I vichinghi probabilmente, con qualche secolo d’anticipo; e poi Bartolomeo Diaz, Cristoforo Colombo, Amerigo Vespucci, Giovanni Caboto fino a Ferdinando Magellano. L’Europa a cavallo tra Quattrocento e Cinquecento si apre alle rotte atlantiche: si scoprono nuove terre, si instaurano nuove rotte commerciali. I grandi navigatori si spingono oltre il corno d’Africa e fino al nuovo continente, in quel che si potrebbe definire come primo atto di globalizzazione sul pianeta blu. Oltre l’infinita distesa d’acqua atlantica si estende la storia: la colonizzazione americana, il triangolo commerciale tra le coste continentali dell’oceano, l’estensione marittima all’India con la cirgumnavigazione di Capo Nord dall’altro lato. L’epopea olandese nel sud-est asiatico e la creazione della Compagnia delle Indie Orientali.

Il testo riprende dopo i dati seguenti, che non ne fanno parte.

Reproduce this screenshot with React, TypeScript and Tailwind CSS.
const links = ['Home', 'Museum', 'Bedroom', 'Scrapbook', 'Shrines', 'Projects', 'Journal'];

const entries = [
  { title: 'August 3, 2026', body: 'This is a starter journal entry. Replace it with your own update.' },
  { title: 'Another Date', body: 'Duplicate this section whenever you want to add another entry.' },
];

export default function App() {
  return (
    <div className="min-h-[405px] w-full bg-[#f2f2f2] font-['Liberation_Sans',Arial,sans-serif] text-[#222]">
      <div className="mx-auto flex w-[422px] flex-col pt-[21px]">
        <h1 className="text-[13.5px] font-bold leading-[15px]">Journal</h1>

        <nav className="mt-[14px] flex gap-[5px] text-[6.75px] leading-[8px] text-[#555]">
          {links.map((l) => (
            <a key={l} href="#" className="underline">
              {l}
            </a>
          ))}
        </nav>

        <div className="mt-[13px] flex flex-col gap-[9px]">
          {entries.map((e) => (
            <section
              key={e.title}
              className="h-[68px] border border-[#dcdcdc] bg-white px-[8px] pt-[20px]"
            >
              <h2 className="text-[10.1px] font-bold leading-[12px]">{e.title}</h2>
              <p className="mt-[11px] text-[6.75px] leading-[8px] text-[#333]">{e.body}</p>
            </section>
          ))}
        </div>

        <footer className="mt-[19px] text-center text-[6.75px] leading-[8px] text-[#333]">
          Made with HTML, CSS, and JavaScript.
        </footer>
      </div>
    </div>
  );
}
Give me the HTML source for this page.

Il commercio e l’economia sono sempre più preponderanti nella vita politica delle civiltà, e il progresso vola sul pelo dell’acqua. Un progresso portato non solo dai vantaggi, ma dai limiti posti dall’acqua stessa. A metà dell’Ottocento si inizia a “tagliare la terra”, per connettere bracci di mare: a Panama prima, a Suez poi. La creazioni delle dighe hanno imposto nuovi confini al mare, tra l’impresa dei Paesi Bassi dei polder, ovvero il furto di terra al mare partito già dal XI secolo e culminato nel 1932 con la grande diga Afsluitdijk: 32 km e una larghezza di 90 metri che bloccano il mare del Nord. Quarant’anni più tardi viene inaugurata la diga di Assuan, di nuovo sul fiume Nilo, per regolare la portata del corso stesso.
È il segno di una civiltà che non si adegua solo ai suoi limiti naturali, ma li prevarica e li modifica secondo il proprio bisogno. Un potere enorme, dato dall’abilità tecnica acquisita nel corso dei secoli, che ha comportato un’inconsapevole responsabilità, fino allo storia contemporanea, così come la conosciamo. Da un lato, il surriscaldamento terrestre sta portando alla siccità, alla rarefazione dell’acqua e alla sua nuova definizione di “oro blu” – con le conseguenti criticità a cui stiamo già assistendo. Dall’altro lato, la stessa tecnica che può portare a una risoluzione, tra desalinizzazioni marine e cattura di umidità nell’aria. Se il rapporto tra umanità e acqua ha segnato la storia del pianeta Terra, si tratta di leggere il passato e il presente per indovinare, o disegnare, quel che sarà il futuro: dall’adattamento alla ricerca, dal problema alla soluzione. La vita dell’essere umano, sempre e comunque, passerà per un’unico elemento: a grandi bracciate, immerso nell’acqua.